In November 2021, Kyle Beattie of the University of Alberta published a study that took a look at the "large amount of public data" to create an analysis on the effect of the COVID vaccine rollout on COVID related cases and deaths.

The assumption of mass vaccination drives was to help eradicate COVID and bring down case numbers, hospitalizations, and deaths. But Beattie's study, which used "a Bayesian causal analysis comparing both pre- and post-treatment periods" appeared to show the opposite.

In a preprint research paper titled "Worldwide Bayesian Causal Impact Analysis of Vaccine Administration on Deaths and Cases Associated with COVID-19: A BigData Analysis of 145 Countries," Beattie found that there had been a sharp increase in COVID cases and deaths globally despite high vaccination rates.

The study "analyzed publicly available COVID-19 data from OWID utlizing the R package CausalImpact to determine the causal effect of the administration of vaccines on two dependent variables." These variables, which were measured cumulatively, are total deaths per million and total cases per million.

"Results indicate that the treatment (vaccine administration) has a strong and statistically significant propensity to causally increase the values in either [total deaths per million] or [total cases per million] over and above what would have been expected with no treatment," Beattie wrote.

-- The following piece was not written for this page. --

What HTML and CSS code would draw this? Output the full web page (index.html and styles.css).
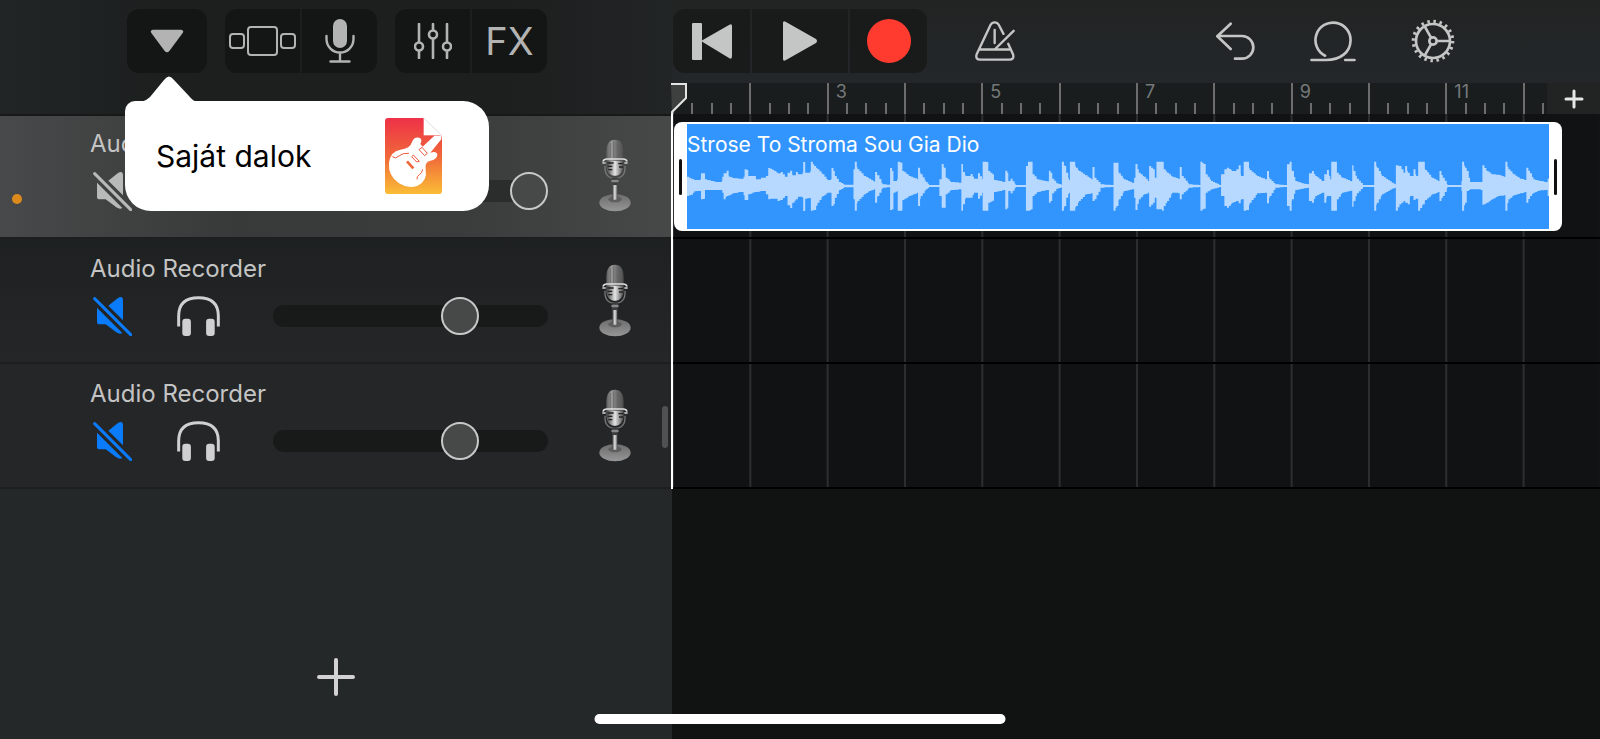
FILE: index.html
```html
<!DOCTYPE html>
<html lang="hu">
<head>
    <meta charset="UTF-8">
    <meta name="viewport" content="width=device-width, initial-scale=1.0">
    <title>GarageBand</title>
    <link rel="stylesheet" href="styles.css">
</head>
<body>
    <!-- shared icons -->
    <svg class="defs" width="0" height="0" aria-hidden="true">
        <defs>
            <linearGradient id="micHead" x1="0" x2="1">
                <stop offset="0" stop-color="#5c5c5c"/>
                <stop offset="0.3" stop-color="#989898"/>
                <stop offset="0.6" stop-color="#6e6e6e"/>
                <stop offset="1" stop-color="#4a4a4a"/>
            </linearGradient>
            <linearGradient id="micBody" x1="0" x2="1">
                <stop offset="0" stop-color="#444"/>
                <stop offset="0.5" stop-color="#e6e6e6"/>
                <stop offset="1" stop-color="#555"/>
            </linearGradient>
            <linearGradient id="micBase" x1="0" x2="0" y1="0" y2="1">
                <stop offset="0" stop-color="#6c6c6c"/>
                <stop offset="1" stop-color="#969696"/>
            </linearGradient>
            <linearGradient id="paper" x1="0" x2="0" y1="0" y2="1">
                <stop offset="0" stop-color="#ee3148"/>
                <stop offset="0.5" stop-color="#f0673a"/>
                <stop offset="1" stop-color="#fabd35"/>
            </linearGradient>
        </defs>
        <symbol id="mute" viewBox="0 0 117 117">
            <path d="M46 26L74 4Q90 -6 90 11V70ZM12 32V74Q12 82 20 82H38L70 106Q80 113 88 108Z" fill="currentColor"/>
            <path d="M5 5L113 113" stroke="currentColor" stroke-width="9" stroke-linecap="round"/>
        </symbol>
        <symbol id="headphones" viewBox="0 0 130 121">
            <path d="M5 92V60Q5 5 65 5Q125 5 125 60V92" fill="none" stroke="currentColor" stroke-width="9"/>
            <rect x="16" y="69" width="26" height="52" rx="9" fill="currentColor"/>
            <rect x="88" y="69" width="26" height="52" rx="9" fill="currentColor"/>
        </symbol>
        <symbol id="studioMic" viewBox="0 0 96 219">
            <ellipse cx="48" cy="191" rx="47" ry="26" fill="url(#micBase)"/>
            <ellipse cx="48" cy="181" rx="20" ry="9" fill="#5e5e5e"/>
            <rect x="40" y="122" width="15" height="60" rx="4" fill="url(#micBody)"/>
            <path d="M18 80Q16 118 48 118Q80 118 78 80" fill="none" stroke="#777" stroke-width="4"/>
            <path d="M22 40Q22 2 48 2Q74 2 74 40V82Q72 110 48 110Q24 110 22 82Z" fill="url(#micHead)"/>
            <path d="M34 12V58M44 8V58M56 8V58M66 14V58" stroke="#606060" stroke-width="2"/>
            <path d="M24 66H72V80Q70 110 48 110Q26 110 24 80Z" fill="url(#micBody)"/>
            <path d="M26 72H44M26 82H40M58 74H72M60 84H72M28 92H40" stroke="#222" stroke-width="4"/>
            <path d="M12 68Q14 60 24 60H72Q82 60 84 68" fill="none" stroke="#ddd" stroke-width="5"/>
            <path d="M10 72H20M76 72H86" stroke="#aaa" stroke-width="6"/>
            <path d="M38 116H58L54 138H42Z" fill="#3c3c3c"/>
            <rect x="37" y="122" width="22" height="8" rx="3" fill="#888"/>
        </symbol>
    </svg>

    <main class="app">
        <section class="tracks">
            <header class="toolbar">
                <div class="menu">
                    <button class="tool single" aria-label="Navigation" aria-expanded="true">
                        <svg width="34" height="24" viewBox="0 0 100 72"><path d="M7 2H93Q102 4 97 12L57 66Q50 74 43 66L3 12Q-2 4 7 2Z" fill="currentColor"/></svg>
                    </button>
                    <div class="popover">
                        <svg class="arrow" width="56" height="26" viewBox="0 0 56 26"><path d="M0 26Q5 25 9 21L23 4Q28 -3 33 4L48 20Q52 25 56 26Z" fill="#fff"/></svg>
                        <button class="popover-item">
                            <span>Saját dalok</span>
                            <svg width="57" height="76" viewBox="0 0 171 228">
                                <path d="M10 0H115L171 57V218Q171 228 161 228H10Q0 228 0 218V10Q0 0 10 0Z" fill="url(#paper)"/>
                                <path d="M116 -2V52H171V-2Z" fill="#fff"/>
                                <path d="M116 0L171 53" fill="none" stroke="#d8cccc" stroke-width="2"/>
                                <path d="M12 134Q16 100 46 95Q76 90 80 74Q86 56 102 59Q114 62 106 78L113 86L148 53H169V64L136 104Q155 98 157 110Q156 124 136 128Q118 132 122 155Q128 188 98 203Q70 214 42 196Q8 172 12 134Z" fill="#fff"/>
                                <path d="M22 116Q32 124 42 114T72 106M96 184Q95 174 103 170T113 154" fill="none" stroke="#ef5b3c" stroke-width="3"/>
                                <path d="M66 130L85 151" stroke="#f0673a" stroke-width="8"/>
                                <path d="M85 111L103 130L95 132L80 116ZM102 95L111 88L127 106L119 113Z" fill="none" stroke="#ef5b3c" stroke-width="3"/>
                            </svg>
                        </button>
                    </div>
                </div>
                <div class="group">
                    <button class="tool" aria-label="Browser">
                        <svg width="67" height="32" viewBox="0 0 67 32" fill="none" stroke="currentColor" stroke-width="2"><rect x="1" y="9" width="14" height="14" rx="3"/><rect x="19" y="2" width="29" height="28" rx="3"/><rect x="52" y="9" width="14" height="14" rx="3"/></svg>
                    </button>
                    <button class="tool" aria-label="Instrument">
                        <svg width="30" height="44" viewBox="0 0 30 44" fill="none" stroke="currentColor" stroke-width="2.4" stroke-linecap="round"><rect x="8" y="0" width="14" height="29" rx="7" fill="currentColor" stroke="none"/><path d="M1.5 17V20A13.5 13.5 0 0 0 28.5 20V17M15 34V42M5.5 42.5H24.5"/></svg>
                    </button>
                </div>
                <div class="group">
                    <button class="tool" aria-label="Track controls">
                        <svg width="38" height="36" viewBox="0 0 38 36" fill="none" stroke="currentColor" stroke-width="2.6" stroke-linecap="round"><path d="M5 1V19M5 28V35M19 1V7M19 16V35M33 1V19M33 28V35"/><circle cx="5" cy="23.5" r="4"/><circle cx="19" cy="11.5" r="4"/><circle cx="33" cy="23.5" r="4"/></svg>
                    </button>
                    <button class="tool fx">FX</button>
                </div>
            </header>

            <article class="track selected">
                <div class="status"><i class="dot"></i></div>
                <div class="info">
                    <h2>Audio Recorder</h2>
                    <div class="controls">
                        <button class="icon" aria-label="Mute"><svg width="39" height="39"><use href="#mute"/></svg></button>
                        <button class="icon" aria-label="Solo"><svg width="43" height="40"><use href="#headphones"/></svg></button>
                        <input type="range" min="0" max="100" value="100" aria-label="Volume">
                    </div>
                </div>
                <svg width="32" height="73"><use href="#studioMic"/></svg>
            </article>
            <article class="track">
                <div class="status"></div>
                <div class="info">
                    <h2>Audio Recorder</h2>
                    <div class="controls">
                        <button class="icon muted" aria-label="Mute"><svg width="39" height="39"><use href="#mute"/></svg></button>
                        <button class="icon" aria-label="Solo"><svg width="43" height="40"><use href="#headphones"/></svg></button>
                        <input type="range" min="0" max="100" value="71" aria-label="Volume">
                    </div>
                </div>
                <svg width="32" height="73"><use href="#studioMic"/></svg>
            </article>
            <article class="track">
                <div class="status"></div>
                <div class="info">
                    <h2>Audio Recorder</h2>
                    <div class="controls">
                        <button class="icon muted" aria-label="Mute"><svg width="39" height="39"><use href="#mute"/></svg></button>
                        <button class="icon" aria-label="Solo"><svg width="43" height="40"><use href="#headphones"/></svg></button>
                        <input type="range" min="0" max="100" value="71" aria-label="Volume">
                    </div>
                </div>
                <svg width="32" height="73"><use href="#studioMic"/></svg>
                <i class="scroll-thumb"></i>
            </article>

            <footer class="add-track">
                <button class="icon" aria-label="Add track">
                    <svg width="38" height="38" viewBox="0 0 38 38"><path d="M19 2V36M2 19H36" stroke="currentColor" stroke-width="4" stroke-linecap="round"/></svg>
                </button>
            </footer>
        </section>

        <section class="arrange">
            <header class="toolbar">
                <div class="group transport">
                    <button class="tool" aria-label="Go to beginning">
                        <svg width="40" height="37" viewBox="0 0 40 37" fill="currentColor"><rect width="10" height="37" rx="1"/><path d="M9 18L37 2Q40 0 40 3V33Q40 37 37 35Z"/></svg>
                    </button>
                    <button class="tool play" aria-label="Play">
                        <svg width="36" height="40" viewBox="0 0 34 40" fill="currentColor"><path d="M0 2Q0 -1 3 1L33 18Q35 20 33 22L3 39Q0 41 0 38Z"/></svg>
                    </button>
                    <button class="tool" aria-label="Record"><i class="record"></i></button>
                </div>
                <button class="icon metronome" aria-label="Metronome">
                    <svg width="40" height="40" viewBox="0 0 118 118" fill="none" stroke="currentColor" stroke-width="7" stroke-linecap="round"><path d="M84 38L70 11Q66 4 58 4Q50 4 46 11L5 98Q0 114 16 114H101Q117 114 112 98L98 67M15 84H102M58 26V65M114 29L58 84"/></svg>
                </button>
                <div class="actions">
                    <button class="icon" aria-label="Undo">
                        <svg width="39" height="39" viewBox="0 0 117 115" fill="none" stroke="currentColor" stroke-width="8" stroke-linecap="round" stroke-linejoin="round"><path d="M44 4L4 42L44 80M4 41H78A34 34 0 0 1 78 109H57"/></svg>
                    </button>
                    <button class="icon" aria-label="Loops">
                        <svg width="46" height="41" viewBox="0 0 138 124" fill="none" stroke="currentColor" stroke-width="8" stroke-linecap="round"><path d="M45 105A53 53 0 1 1 122 60C121 94 92 118 48 118H4M106 118H134"/></svg>
                    </button>
                    <button class="icon" aria-label="Settings">
                        <svg width="44" height="44" viewBox="0 0 132 132" fill="none" stroke="currentColor" stroke-width="8">
                            <circle cx="66" cy="66" r="51"/>
                            <circle cx="66" cy="66" r="59" stroke-width="10" pathLength="100" stroke-dasharray="2 3"/>
                            <circle cx="66" cy="66" r="11"/>
                            <path d="M77 66H117M60 56L41 22M60 76L41 110"/>
                        </svg>
                    </button>
                </div>
            </header>

            <div class="timeline">
                <ol class="ruler" id="ruler"></ol>
                <button class="add-section" aria-label="Add section">
                    <svg width="20" height="20" viewBox="0 0 20 20"><path d="M10 2V18M2 10H18" stroke="currentColor" stroke-width="3" stroke-linecap="round"/></svg>
                </button>
                <div class="lanes">
                    <div class="lane">
                        <div class="clip">
                            <button class="handle" aria-label="Trim start"></button>
                            <div class="region">
                                <span>Strose To Stroma Sou Gia Dio</span>
                                <svg class="wave" viewBox="0 0 2589 150" preserveAspectRatio="none"><path id="wave"/></svg>
                            </div>
                            <button class="handle" aria-label="Trim end"></button>
                        </div>
                    </div>
                    <div class="lane"></div>
                    <div class="lane"></div>
                </div>
                <div class="playhead">
                    <svg width="17" height="31" viewBox="0 0 17 31"><path d="M0 1H15V15L1 29V31" fill="#3e403f" stroke="#e4e4e4" stroke-width="2"/></svg>
                </div>
            </div>
        </section>
    </main>
    <div class="home-bar"></div>

    <script src="timeline.js"></script>
</body>
</html>
```
FILE: styles.css
```css
* {
    box-sizing: border-box;
}
body {
    margin: 0;
    background: #111312;
    color: #c4c4c4;
    font-family: Inter, "Liberation Sans", sans-serif;
}
button {
    margin: 0;
    padding: 0;
    border: none;
    background: none;
    color: inherit;
    font: inherit;
    cursor: pointer;
}
svg {
    display: block;
    flex-shrink: 0;
}
.defs {
    position: absolute;
}
.app {
    display: grid;
    grid-template-columns: 42% 1fr;
    min-height: 100vh;
}

/* toolbars */
.toolbar {
    display: flex;
    align-items: flex-start;
    padding-top: 9px;
}
.tracks .toolbar {
    height: 114px;
    padding-left: 127px;
    gap: 18px;
    background: linear-gradient(90deg, #212526, #1c1f1e 25%, #1c1f1e 75%, #222525);
    color: #b2b3b2;
}
.arrange .toolbar {
    height: 83px;
    padding-left: 1px;
    padding-right: 145px;
    background: linear-gradient(#222423, #23272a);
    color: #c4c5c5;
}
.group {
    display: flex;
    gap: 2px;
    border-radius: 12px;
    overflow: hidden;
}
.tool {
    display: flex;
    align-items: center;
    justify-content: center;
    width: 75px;
    height: 64px;
    background: #131615;
}
.tool.single {
    width: 80px;
    border-radius: 12px;
}
.fx {
    font-size: 38px;
}
.transport .tool {
    width: 77px;
    background: #191b1b;
}
.transport .play {
    width: 96px;
}
.record {
    width: 44px;
    height: 44px;
    border-radius: 50%;
    background: #ff3b30;
}
.icon {
    display: flex;
    align-items: center;
    justify-content: center;
}
.metronome {
    height: 64px;
    margin-left: 48px;
}
.actions {
    display: flex;
    align-items: center;
    gap: 55px;
    height: 64px;
    margin-left: auto;
}

/* popover */
.menu {
    position: relative;
}
.popover {
    position: absolute;
    z-index: 5;
    top: 92px;
    left: -2px;
    width: 364px;
    border-radius: 10px 26px 26px 26px;
    background: #fff;
    color: #000;
}
.arrow {
    position: absolute;
    top: -25px;
    left: 16px;
}
.popover-item {
    display: flex;
    align-items: center;
    justify-content: space-between;
    width: 100%;
    height: 110px;
    padding: 0 47px 0 31px;
    font-size: 30px;
}

/* track headers */
.tracks {
    display: flex;
    flex-direction: column;
    background: #252829;
}
.track {
    position: relative;
    display: grid;
    grid-template-columns: 90px 1fr 32px;
    align-items: center;
    height: 125px;
    padding-right: 41px;
    border-bottom: 2px solid #1c1e1f;
    background: #252628;
}
.track:nth-of-type(2) {
    background: linear-gradient(#1e2121, #252628);
}
.track.selected {
    background: linear-gradient(90deg, #48494a, #383a39 35%, #3b3d3c 70%, #474848);
    box-shadow: inset 0 2px #171919;
}
.dot {
    display: block;
    width: 10px;
    height: 10px;
    margin: 47px 0 0 12px;
    border-radius: 50%;
    background: #dc8a1c;
}
.info {
    align-self: start;
    padding-top: 16px;
}
.info h2 {
    margin: 0 0 13px;
    font-size: 24px;
    font-weight: 400;
    line-height: 28px;
}
.controls {
    display: flex;
    align-items: center;
    gap: 45px;
    height: 40px;
    padding-left: 3px;
    padding-right: 51px;
    color: #d0d0d2;
}
.selected .controls {
    color: #b8b9b9;
}
.controls .muted {
    color: #0a7bfa;
}
input[type="range"] {
    -webkit-appearance: none;
    appearance: none;
    flex: 1;
    min-width: 0;
    height: 38px;
    margin: 0 0 0 8px;
    background: none;
}
input[type="range"]::-webkit-slider-runnable-track {
    height: 22px;
    border-radius: 11px;
    background: #181a1a;
}
.selected input[type="range"]::-webkit-slider-runnable-track {
    background: #2b2d2d;
}
input[type="range"]::-webkit-slider-thumb {
    -webkit-appearance: none;
    width: 38px;
    height: 38px;
    margin-top: -8px;
    border: 2px solid #c8c8c8;
    border-radius: 50%;
    background: #474848;
}
.scroll-thumb {
    position: absolute;
    top: 42px;
    right: 4px;
    width: 6px;
    height: 42px;
    border-radius: 3px;
    background: #505152;
}
.add-track {
    display: flex;
    flex: 1;
    align-items: flex-end;
    justify-content: center;
    padding-bottom: 43px;
    color: #d2d2d4;
}

/* timeline */
.timeline {
    position: relative;
}
.ruler {
    display: grid;
    grid-template-columns: repeat(12, 1fr);
    height: 31px;
    margin: 0;
    padding: 0;
    list-style: none;
    background: #1a1d1e;
}
.bar {
    position: relative;
    display: grid;
    grid-template-columns: repeat(4, 1fr);
    align-items: end;
}
.beat {
    height: 11px;
    border-left: 2px solid #6c6e6e;
}
.beat:first-child {
    height: 31px;
}
.bar span {
    position: absolute;
    top: 0;
    left: 9px;
    color: #76797a;
    font-size: 18px;
    line-height: 18px;
}
.add-section {
    position: absolute;
    top: 0;
    right: 0;
    display: flex;
    align-items: center;
    justify-content: center;
    width: 53px;
    height: 31px;
    background: #222424;
    color: #e6e6e6;
}
.lanes {
    background-color: #111213;
    background-image: linear-gradient(90deg, #2d2e2f 2px, transparent 2px);
    background-size: calc(100% / 12) 100%;
}
.lane {
    height: 125px;
    padding: 8px 38px 0 2px;
    border-bottom: 2px solid #000;
}
.clip {
    display: flex;
    height: 109px;
    border-radius: 8px;
    background: #fff;
}
.region {
    flex: 1;
    display: flex;
    flex-direction: column;
    margin: 2px 0;
    padding-top: 9px;
    background: #3295fe;
    color: #fff;
    font-size: 21px;
    line-height: 24px;
}
.wave {
    width: 100%;
    height: 50px;
    margin-top: 4px;
    fill: #b8d9ff;
}
.handle {
    display: flex;
    align-items: center;
    justify-content: center;
    width: 13px;
}
.handle::before {
    content: "";
    width: 3px;
    height: 36px;
    border-radius: 2px;
    background: #111;
}
.playhead {
    position: absolute;
    top: 0;
    bottom: 0;
    left: -1px;
    display: flex;
    flex-direction: column;
    pointer-events: none;
}
.playhead::after {
    content: "";
    flex: 1;
    border-left: 2px solid #fff;
}
.home-bar {
    position: absolute;
    bottom: 15px;
    left: 50%;
    width: 411px;
    height: 10px;
    border-radius: 5px;
    background: #fff;
    transform: translateX(-50%);
}
```
FILE: timeline.js
```js
const ruler = document.getElementById('ruler');

for (let bar = 1; bar <= 12; bar++) {
    const li = document.createElement('li');
    li.className = 'bar';
    for (let beat = 0; beat < 4; beat++) {
        const tick = document.createElement('i');
        tick.className = 'beat';
        li.appendChild(tick);
    }
    // only odd bars are numbered, bar 1 sits under the playhead
    if (bar % 2 === 1 && bar > 1) {
        const label = document.createElement('span');
        label.textContent = bar;
        li.appendChild(label);
    }
    ruler.appendChild(li);
}

// [position, peak above, peak below]
const peaks = [
    [0, 28, 30], [12, 22, 26], [22, 18, 16], [40, 20, 14], [42, 38, 40], [52, 38, 38], [54, 20, 12], [72, 15, 12], [87, 12, 12], [104, 14, 12],
    [106, 28, 20], [110, 38, 40], [119, 46, 30], [126, 28, 28], [137, 24, 22], [157, 22, 18], [170, 28, 28], [173, 50, 42], [181, 48, 42], [184, 30, 25],
    [202, 30, 18], [207, 20, 18], [222, 25, 15], [237, 30, 25], [244, 54, 40], [250, 52, 38], [262, 45, 38], [272, 38, 45], [282, 42, 42], [294, 28, 30],
    [302, 40, 58], [310, 46, 66], [317, 32, 50], [327, 42, 40], [334, 35, 32], [347, 40, 35], [349, 72, 75], [353, 72, 75], [355, 40, 38], [370, 44, 36],
    [372, 73, 74], [382, 60, 72], [392, 50, 50], [407, 35, 30], [422, 18, 20], [432, 20, 20], [434, 54, 60], [440, 45, 55], [444, 30, 35], [457, 12, 12],
    [472, 4, 4], [497, 4, 4], [500, 50, 40], [504, 73, 74], [512, 50, 45], [532, 30, 25], [547, 22, 15], [563, 12, 10], [565, 42, 50], [572, 32, 30],
    [587, 5, 5], [608, 4, 4], [610, 54, 72], [616, 45, 70], [620, 15, 20], [631, 20, 15], [633, 73, 74], [642, 70, 74], [647, 45, 42], [667, 30, 30],
    [692, 20, 20], [694, 55, 60], [702, 35, 30], [717, 12, 10], [727, 3, 3], [755, 3, 3], [758, 20, 30], [765, 66, 65], [772, 55, 65], [777, 25, 25],
    [792, 12, 12], [822, 10, 10], [824, 66, 74], [829, 42, 55], [837, 30, 35], [852, 36, 35], [862, 22, 20], [874, 38, 38], [886, 20, 20], [888, 73, 74],
    [902, 72, 74], [905, 45, 50], [917, 35, 44], [922, 18, 18], [953, 12, 12], [956, 46, 70], [962, 40, 65], [965, 15, 15], [972, 22, 22], [987, 3, 3],
    [1015, 3, 3], [1018, 60, 74], [1024, 73, 74], [1034, 73, 70], [1038, 35, 30], [1052, 20, 18], [1080, 14, 12], [1087, 46, 50], [1092, 40, 45], [1097, 22, 22],
    [1110, 8, 8], [1124, 4, 4], [1126, 73, 74], [1134, 60, 60], [1139, 40, 35], [1147, 18, 20], [1150, 73, 74], [1160, 73, 74], [1168, 55, 60], [1177, 45, 45],
    [1197, 32, 25], [1214, 20, 22], [1218, 57, 45], [1224, 25, 40], [1242, 5, 5], [1278, 3, 3], [1281, 70, 74], [1290, 70, 60], [1297, 38, 40], [1312, 20, 15],
    [1337, 10, 10], [1343, 25, 35], [1347, 66, 72], [1357, 40, 40], [1372, 28, 25], [1385, 15, 20], [1388, 60, 62], [1400, 50, 50], [1405, 25, 35], [1410, 73, 70],
    [1427, 73, 74], [1432, 50, 60], [1442, 40, 45], [1457, 28, 20], [1476, 22, 22], [1480, 57, 40], [1486, 30, 25], [1507, 5, 5], [1540, 3, 3], [1542, 73, 74],
    [1552, 66, 68], [1558, 35, 20], [1574, 15, 10], [1600, 3, 3], [1604, 35, 30], [1614, 50, 60], [1622, 55, 65], [1637, 45, 50], [1650, 50, 45], [1657, 62, 52],
    [1664, 30, 40], [1670, 30, 40], [1672, 73, 74], [1682, 73, 72], [1690, 48, 50], [1712, 30, 22], [1737, 20, 20], [1742, 45, 52], [1750, 20, 30], [1767, 5, 5],
    [1798, 3, 3], [1802, 65, 60], [1810, 73, 74], [1817, 45, 40], [1827, 15, 12], [1847, 8, 8], [1866, 5, 5], [1868, 38, 45], [1877, 45, 50], [1887, 30, 30],
    [1907, 15, 20], [1914, 35, 50], [1922, 48, 30], [1932, 20, 30], [1935, 73, 74], [1947, 73, 74], [1952, 40, 40], [1967, 25, 20], [1994, 14, 14], [1998, 62, 62],
    [2002, 45, 45], [2012, 22, 22], [2030, 3, 3], [2058, 3, 3], [2064, 73, 74], [2072, 55, 50], [2087, 30, 25], [2117, 10, 8], [2127, 5, 5], [2129, 62, 74],
    [2140, 60, 55], [2152, 40, 45], [2157, 60, 50], [2165, 40, 55], [2172, 30, 30], [2182, 50, 42], [2190, 30, 38], [2196, 73, 74], [2210, 73, 55], [2217, 48, 42],
    [2237, 25, 25], [2256, 15, 18], [2260, 45, 45], [2270, 25, 30], [2284, 3, 3], [2320, 3, 3], [2326, 15, 15], [2328, 73, 74], [2337, 55, 50], [2342, 45, 15],
    [2352, 12, 10], [2384, 12, 12], [2389, 62, 56], [2402, 45, 50], [2417, 35, 40], [2435, 34, 30], [2454, 28, 28], [2458, 73, 74], [2467, 50, 40], [2482, 35, 28],
    [2502, 22, 22], [2518, 18, 18], [2521, 55, 50], [2532, 38, 30], [2542, 20, 20], [2557, 16, 14], [2577, 12, 12], [2585, 22, 30], [2589, 22, 30]
];

// attacks jump straight up, decays fall off in small steps
const level = (from, to, t) => Math.round(to > from ? from : from + (to - from) * t);

let upper = '';
let lower = '';
for (let i = 0; i < peaks.length - 1; i++) {
    const [x, up, down] = peaks[i];
    const [nextX, nextUp, nextDown] = peaks[i + 1];
    for (let px = x; px < nextX; px += 6) {
        const t = (px - x) / (nextX - x);
        const end = Math.min(px + 6, nextX);
        const y1 = 75 - level(up, nextUp, t);
        const y2 = 75 + level(down, nextDown, t);
        upper += `L${px} ${y1}L${end} ${y1}`;
        lower = `L${end} ${y2}L${px} ${y2}` + lower;
    }
}
document.getElementById('wave').setAttribute('d', `M0 75${upper}${lower}Z`);
```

According to The Gateway Pundit, the study results showed how the COVID vaccine "caused a whopping 38% more COVID cases per million - and an even more astonishing 31% increase in deaths per million." In total, 89.84% or almost 90% of the 145 countries that had high vaccination rates experienced this negative effect from the COVID shots after they were made available.

Beattie's paper also showed how "86.78% of statistically significant countries showed an increase in total cases per million of COVID-19 due directly to the causal impact of treatment initiation." Moreover, the researcher wrote that countries with few COVID deaths back in 2020 "have fared the worst of all countries after vaccine administration." Such countries include Thailand, Vietnam, Mongolia, Taiwan, Seychelles, and Cambodia, among others.

Beattie came to the conclusion that "The causal impact results from vaccine administration seen in these countries [is] hundreds or thousands of percentage increases in total deaths and cases per million." Beattie also suggested that the results of his study, which has not yet been peer reviewed, "should be highly worrisome for policy makers."

In the U.S., agencies and legislators are still arguing over COVID vaccine mandates and its constitutionality. Some are arguing, with studies backing them, that natural immunity provides better protection than COVID vaccines could.

In an op-ed for Fox News, Jonathan Isaac and Aaron Kheriaty argued that the largest study comparing the unvaccinated and naturally immune to the vaccinated showed that "vaccinated people were 6 to 13 times more likely to get infected, 27 times more likely to get symptomatic infections, and 8 times more likely to be hospitalized."